• **Aim of the exercise**
Reproduce all lines of the listing below in which the word "this" occurs.

• **Provided entries**
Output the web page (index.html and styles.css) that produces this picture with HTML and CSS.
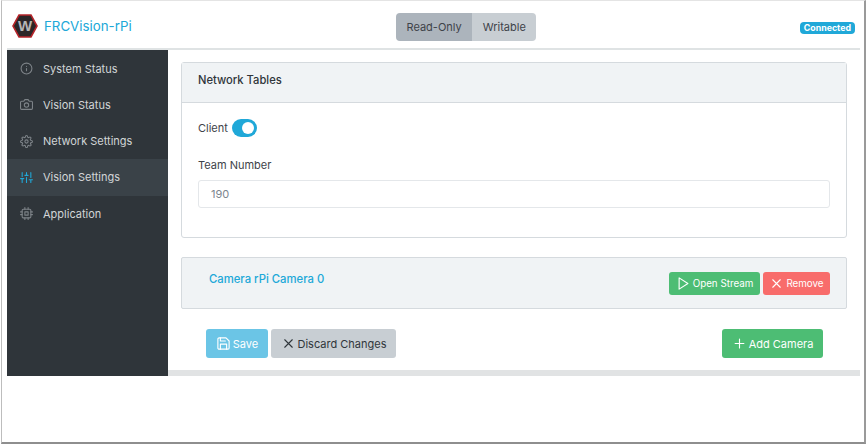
---
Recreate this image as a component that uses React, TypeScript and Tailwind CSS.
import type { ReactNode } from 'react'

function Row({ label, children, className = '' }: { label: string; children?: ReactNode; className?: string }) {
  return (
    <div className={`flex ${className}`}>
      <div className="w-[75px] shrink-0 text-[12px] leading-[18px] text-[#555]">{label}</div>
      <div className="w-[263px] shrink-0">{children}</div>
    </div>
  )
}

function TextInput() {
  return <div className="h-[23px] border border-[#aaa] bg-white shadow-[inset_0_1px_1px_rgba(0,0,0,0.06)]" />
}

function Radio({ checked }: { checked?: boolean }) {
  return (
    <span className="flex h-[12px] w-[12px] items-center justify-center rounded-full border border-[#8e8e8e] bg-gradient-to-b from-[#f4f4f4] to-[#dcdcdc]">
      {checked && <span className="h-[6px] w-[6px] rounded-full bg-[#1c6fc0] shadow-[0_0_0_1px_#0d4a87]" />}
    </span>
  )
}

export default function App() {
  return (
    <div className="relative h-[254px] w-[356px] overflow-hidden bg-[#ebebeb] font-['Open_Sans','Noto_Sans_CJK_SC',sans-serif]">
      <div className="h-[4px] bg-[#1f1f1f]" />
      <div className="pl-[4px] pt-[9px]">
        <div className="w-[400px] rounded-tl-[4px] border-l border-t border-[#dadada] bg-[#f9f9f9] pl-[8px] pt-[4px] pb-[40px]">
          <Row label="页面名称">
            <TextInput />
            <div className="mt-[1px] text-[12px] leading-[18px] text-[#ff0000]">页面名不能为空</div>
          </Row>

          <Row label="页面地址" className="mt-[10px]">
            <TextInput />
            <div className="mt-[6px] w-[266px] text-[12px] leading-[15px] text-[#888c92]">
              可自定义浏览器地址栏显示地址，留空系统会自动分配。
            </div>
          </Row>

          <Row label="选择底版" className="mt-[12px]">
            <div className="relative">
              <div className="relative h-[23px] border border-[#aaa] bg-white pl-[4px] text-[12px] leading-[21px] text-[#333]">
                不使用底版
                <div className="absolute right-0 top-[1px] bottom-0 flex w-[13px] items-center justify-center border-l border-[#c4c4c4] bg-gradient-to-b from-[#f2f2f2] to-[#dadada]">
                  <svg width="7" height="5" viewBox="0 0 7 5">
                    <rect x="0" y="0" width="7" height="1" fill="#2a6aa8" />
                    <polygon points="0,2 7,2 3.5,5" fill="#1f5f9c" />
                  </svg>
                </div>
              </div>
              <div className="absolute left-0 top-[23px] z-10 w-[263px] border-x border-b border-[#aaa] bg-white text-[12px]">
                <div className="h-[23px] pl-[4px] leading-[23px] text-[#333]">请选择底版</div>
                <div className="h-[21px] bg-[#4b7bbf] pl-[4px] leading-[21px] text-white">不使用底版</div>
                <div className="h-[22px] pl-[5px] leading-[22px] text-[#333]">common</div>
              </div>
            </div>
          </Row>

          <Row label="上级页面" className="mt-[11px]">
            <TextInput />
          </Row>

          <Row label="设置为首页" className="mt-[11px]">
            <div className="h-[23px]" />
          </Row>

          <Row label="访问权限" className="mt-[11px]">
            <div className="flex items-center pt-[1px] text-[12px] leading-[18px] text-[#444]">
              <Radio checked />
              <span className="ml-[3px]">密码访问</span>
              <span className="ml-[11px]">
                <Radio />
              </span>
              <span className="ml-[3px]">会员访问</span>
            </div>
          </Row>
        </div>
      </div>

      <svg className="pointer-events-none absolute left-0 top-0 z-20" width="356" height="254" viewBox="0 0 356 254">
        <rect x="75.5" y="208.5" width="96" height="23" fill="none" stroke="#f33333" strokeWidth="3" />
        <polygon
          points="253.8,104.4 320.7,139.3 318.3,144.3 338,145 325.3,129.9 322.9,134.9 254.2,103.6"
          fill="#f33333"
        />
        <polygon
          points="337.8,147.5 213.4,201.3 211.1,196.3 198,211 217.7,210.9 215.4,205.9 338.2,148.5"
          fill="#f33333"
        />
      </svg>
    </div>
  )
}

• **Task answer**
Output the web page (index.html and styles.css) that produces this picture with HTML and CSS.
Recreate this image as a component that uses React, TypeScript and Tailwind CSS.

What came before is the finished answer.